05:17 pm May 31, 2017

Timothy, thanks for the response.  I feel like my team likes the scrum environment better than waterfall, but that there are so many people who are so new to it, they are doing a lot of things "wrong". When I first started, everyone was sent off to their little corners all day to do their tasks in isolation after morning stand-up, and I found it impossible to learn anything being so isolated.  I voiced my difficulties with that approach, so they decided to do "design" sessions, which consists of hours and hours and hours of discussing possible design approaches, issues with data,etc..  But I always got a very strong sense that when I asked more general questions about the data or the data structure, that were having to "slow down" to answer my question, and then they moved rapidly back to what they were doing, at their level of understanding. 

Several times recently, the rest of the team makes major redesign decisions while I'm not there, and it didn't even occur to them to tell me until I'm in another meeting and they are discussing the new design.  Or they take my analysis, throw it in the trash, and do their own without telling me until they find a problem that I didn't find, and then point it out to me. Or they will do a design, that I wasn't a part of developing and haven't been trained on (e.g., Cognos and SAS environments which I haven't supported on the db side before), and expect me to transcribe it and convert it to Visio like a secretary.
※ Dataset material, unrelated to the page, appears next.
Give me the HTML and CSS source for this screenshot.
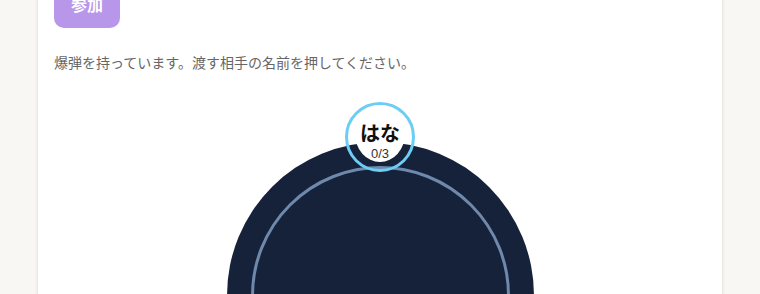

The problem is, I have never worked in a healthy scrum environment, so I don't know how it should work better.  Clearly, this is isn't working for me - I feel isolated and not at all valued. 


04:59 am June 1, 2017

The Scrum Master is the custodian of the Scrum Process, and is a coach to the team and the wider organization. In principle at least, that is the person you ought to approach. Also, are the teams holding effective Sprint Retrospectives which really dig into the matters you describe?